A sommelier doesn't have a tuned palette overnight. It takes study to understand the information behind the wine and practice to actually try different wines and understand how your palette perceives them.

Plenty of information is easily accessible online, in books, and at your local wine shop to kick off your wine knowledge. What's left is for you to taste it, so here's how you can tune your palette.

The 5-S's

See

The first step to trying your new wine is to use your eyes. After the wine's poured into your chosen glass, look at how it appears in the glass. 

What color is it? 

    • Wine comes in a stunning variety of colors. It could be a bold and vibrant ruby red, a pale straw-colored white, or more.

Are there any particulates floating around it?

    • Particulates in your wine aren't a bad thing. If it's a piece of the cork, it might help to take it out, but generally, these particulates are tannins that have fallen out of the wine or tartrate crystals which are also harmless.

Swirl

Take your glass and gently swirl your wine around it. Not only are you looking like a pro, but swirling your wine serves several purposes.

Oxygenation

    • Allowing oxygen to enter your glass will increase the aromatics of your wine and start breaking down tannins in red wines, which is known as a wine "breathing."

Wine "Legs"

    • By swirling your wine, the wine will coat the sides of your glass, and drips will start to form as it settles. The amount of those drips and how fast or slow they fall indicates how much alcohol is in your wine.

Smell

Now that you've taken a comprehensive view of your wine, it's time to take your glass up to your nose and slowly inhale. All the aromatics you saved up by swirling are just about bursting out of the glass.

What do you smell?

    • There's no right or wrong answer here - try to pick out one or two scents you recognize. Are they fruity? Earthy? Spicy?

Sip

Once you have a good sense of how your wine is on the nose, it's time to raise your glass and take a sip. Now's the time when you get to practice fine-tuning your palette.

Taste

    • Similar to smelling your wine, try to identify a few tastes. Different types of fruit are common, as well as a barrel's influence on a wine which can result in vanilla and wood flavors.

Wine Components

    • Is the acidity of your wine making you salivate? Are the tannins of a red wine coating the back of your teeth?

Savor

Here's where a wine professional on the clock would spit, but you can either do that or go ahead and swallow. But your tasting is still ongoing, so pay attention to what's going on in your mouth.

 

Finish

    • How long are the flavors you tasted lingering in your mouth? A long finish means you'll taste them for quite a while, even after swallowing or spitting. 

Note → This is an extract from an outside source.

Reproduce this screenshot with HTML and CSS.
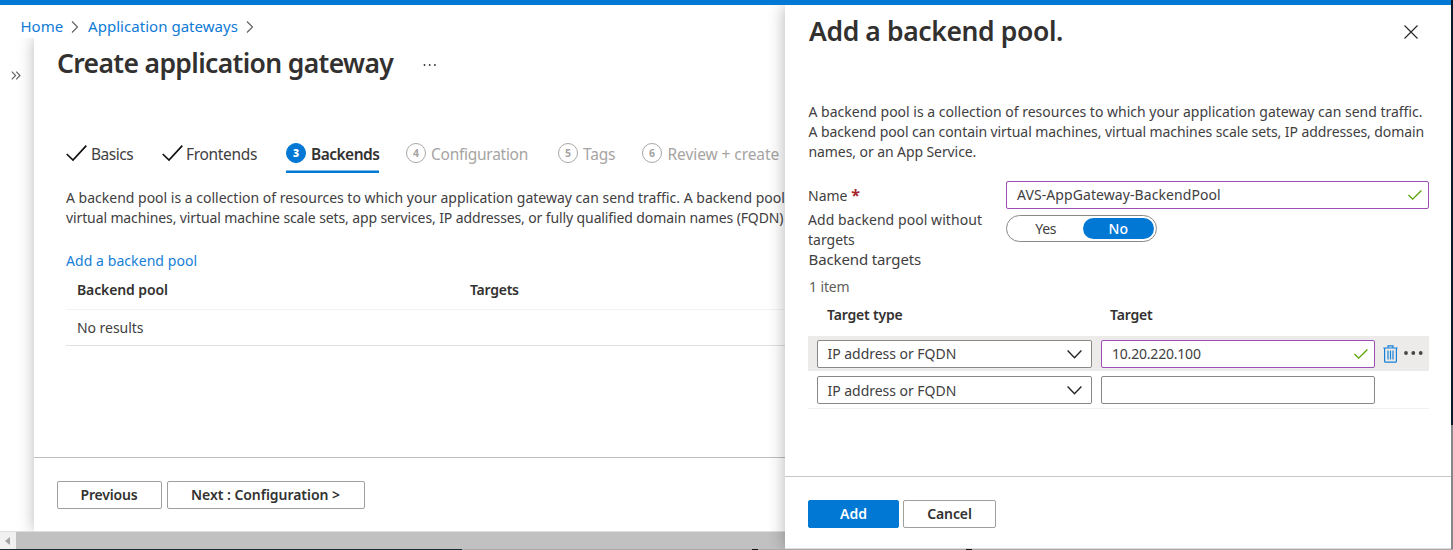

Tasting wine is an activity you can make as complex or as simple as you like. An experience at a winery typically spans between three to six wines in what's called a "flight." An experience in your home can be the seven wines you get with Sampl or a few wines from the grocery store.

The 5 S's are just a tool in your arsenal to start figuring out the wines you like and why you feel that way.

Tasting Tip

Take notes!

They can be as straightforward or detailed as you make them; tracking the specifics of wines you like is another tool to help your palette.

Figuring out why you like the wines you do will ultimately lead to making future wine decisions you can be proud of. Sampl is an example of one, but even entering your wine shop with a new sense of purpose will result in new discoveries and experiences you'll get to enjoy.